In this post, the paper “Neural Machine Translation by Jointly Learning to Align and Translate” is summarized.

Link to paper: https://arxiv.org/pdf/1409.0473.pdf

Dzmitry Bahdanau, Kyunghyun Cho, Yoshua Bengio, 2015, “Neural Machine Translation by Jointly Learning to Align and Translate,” in ICLR 2015

Example neural machine translation structure. (taken from http://opennmt.net/)

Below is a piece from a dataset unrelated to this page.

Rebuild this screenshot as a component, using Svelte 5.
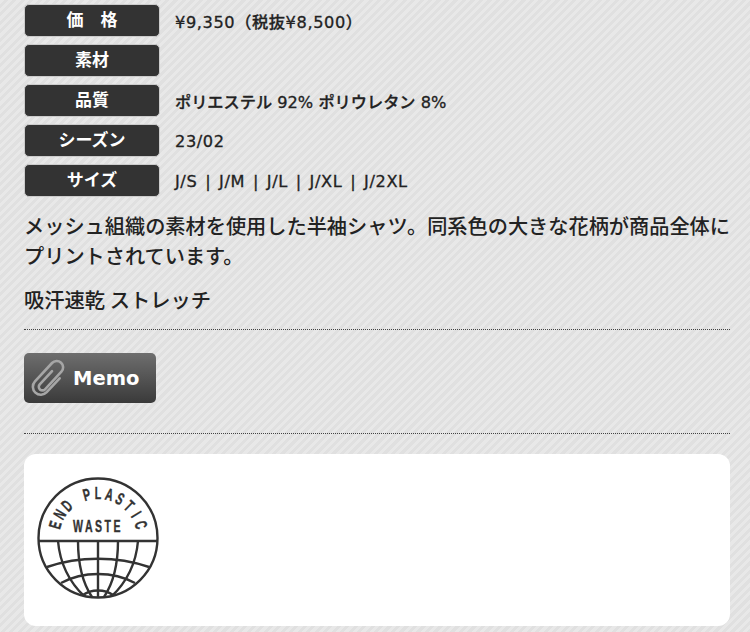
<script>
    const specs = [
        { label: "価　格", value: "¥9,350（税抜¥8,500）", wide: true },
        { label: "素材", value: "" },
        { label: "品質", value: "ポリエステル 92% ポリウレタン 8%" },
        { label: "シーズン", value: "23/02", wide: true },
        { label: "サイズ", value: "J/S | J/M | J/L | J/XL | J/2XL", wide: true },
    ];

    // logo letters sit on a circle, each one turned to its own angle
    const arcLetters = "END PLASTIC".split("").map((ch, i) => ({ ch, angle: -73 + i * 14.6 }));
</script>

<div class="page">
    <dl class="specs">
        {#each specs as row}
            <div class="row">
                <dt>{row.label}</dt>
                <dd class:wide={row.wide}>{row.value}</dd>
            </div>
        {/each}
    </dl>

    <p class="desc">メッシュ組織の素材を使用した半袖シャツ。同系色の大きな花柄が商品全体にプリントされています。</p>
    <p class="tags">吸汗速乾 ストレッチ</p>

    <div class="memo-wrap">
        <button class="memo">
            <svg width="40" height="40" viewBox="0 0 40 40" fill="none" stroke="#a6a6a6" stroke-width="2.6" stroke-linecap="round">
                <path transform="rotate(43 20 20)" d="M19 13 V31 a3.6 3.6 0 0 0 7.2 0 V7 a6.4 6.4 0 0 0 -12.8 0 V32 a8 8 0 0 0 16 0 V13" />
            </svg>
            <span>Memo</span>
        </button>
    </div>

    <div class="card">
        <svg class="logo" width="122" height="122" viewBox="0 0 122 122" fill="none" stroke="#333" stroke-width="2.4">
            <defs>
                <clipPath id="globe"><circle cx="61" cy="61" r="59.5" /></clipPath>
            </defs>
            <circle cx="61" cy="61" r="59.5" />
            <path d="M2 64 H120" />
            <g clip-path="url(#globe)">
                <path d="M61 64 V120" />
                <path d="M41 64 C41 85 45 105 55 120" />
                <path d="M81 64 C81 85 77 105 67 120" />
                <path d="M21 64 C23 87 32 105 48 120" />
                <path d="M101 64 C99 87 90 105 74 120" />
                <path d="M10 90 C42 79 80 79 112 90" />
                <path d="M24 106 C46 94 76 94 98 106" />
                <path d="M46 118 C54 112 68 112 76 118" />
            </g>
            {#each arcLetters as l}
                <text class="logo-letter" text-anchor="middle" transform="rotate({l.angle} 61 61) translate(61 22) scale(0.62 1)">{l.ch}</text>
            {/each}
            <text class="logo-mid" text-anchor="middle" transform="translate(61 55) scale(0.62 1)">WASTE</text>
        </svg>
    </div>
</div>

<style>
    :global(body) {
        margin: 0;
        background-color: #e4e4e4;
        background-image: repeating-linear-gradient(135deg, #e8e8e8 0 3px, #e0e0e0 3px 6px);
    }

    .page {
        height: 632px;
        overflow: hidden;
        box-sizing: border-box;
        padding: 5px 20px 0 24px;
        font-family: "DejaVu Sans", "Noto Sans CJK JP", sans-serif;
        color: #222;
    }

    .specs {
        margin: 0;
    }

    .row {
        display: flex;
        align-items: center;
        gap: 15px;
        margin-bottom: 8px;
    }

    dt {
        width: 136px;
        height: 33px;
        margin-top: -1px;
        line-height: 31px;
        flex: none;
        text-align: center;
        background: #333;
        border: 1px solid #ccc;
        box-sizing: border-box;
        border-radius: 5px;
        color: #fff;
        font-size: 17px;
        font-weight: 700;
    }

    dd {
        margin: 0;
        font-size: 16.2px;
        font-weight: 500;
        font-family: "DejaVu Sans", "Noto Sans CJK JP", sans-serif;
        -webkit-text-stroke: 0.3px #222;
    }

    dd.wide {
        word-spacing: 2.1px;
        letter-spacing: 0.6px;
    }

    .desc {
        margin: 14px 0 0;
        font-size: 20.2px;
        line-height: 30px;
        font-weight: 500;
        font-family: "Noto Sans CJK JP", sans-serif;
        color: #222;
    }

    .tags {
        margin: 13px 0 0;
        padding-bottom: 15px;
        font-size: 20.3px;
        line-height: 30px;
        font-weight: 500;
        font-family: "Noto Sans CJK JP", sans-serif;
        border-bottom: 1px dotted #444;
    }

    .memo-wrap {
        padding: 23px 0 30px;
        border-bottom: 1px dotted #444;
    }

    .memo {
        display: flex;
        align-items: center;
        gap: 5px;
        width: 132px;
        height: 50px;
        padding: 1px 0 0 4px;
        border: 0;
        border-radius: 5px;
        background: linear-gradient(#6e6e6e, #3a3a3a);
        color: #fff;
        font-family: "DejaVu Sans", sans-serif;
        font-size: 19.5px;
        font-weight: 700;
    }

    .memo svg {
        margin-top: -3px;
    }

    .card {
        margin-top: 20px;
        height: 172px;
        background: #fff;
        border-radius: 12px;
        box-sizing: border-box;
        padding: 23px 0 0 13px;
    }

    .logo {
        display: block;
    }

    .logo text {
        fill: #333;
        stroke: #333;
        stroke-width: 0.4;
        font-family: "Liberation Sans", sans-serif;
        font-weight: 700;
        font-size: 17px;
    }

    .logo-mid {
        letter-spacing: 4px;
    }
</style>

In this paper, a novel approach for machine translation is proposed, which is called attention model. In previous methods, an encoder-decoder model is introduced for machine translation. Existing studies were proposing to obtain a fixed vector representation for input source sentence and then to use this representation to give a target output. But, this way of sequence to sequence learning has some limitations. For example, in this way one tries to embed information from a sentence of length 5 and 50 into same dimensional vector. Clearly, this is a drawback.

Attention Model

Therefore, in this paper a method on obtaining different vector representations at each time step of sequential processing is proposed. Let’s consider machine translation task. Instead of obtaining only one vector representation at the end of encoder part, this study proposes to produce different representations using different combinations on inputs in the sequence. In other words, in machine translation task for each produced output at the decoder side words in the source side have different effect. The combination weights are adaptively learned via back-propagation. Above figure shows encoder-decoder method with attention model. The results shown in the paper suggest that this work provides serious performance improvements over previous studies in machine translation tasks. Hence, this model became state of the art model used in translation engines nowadays.

--

--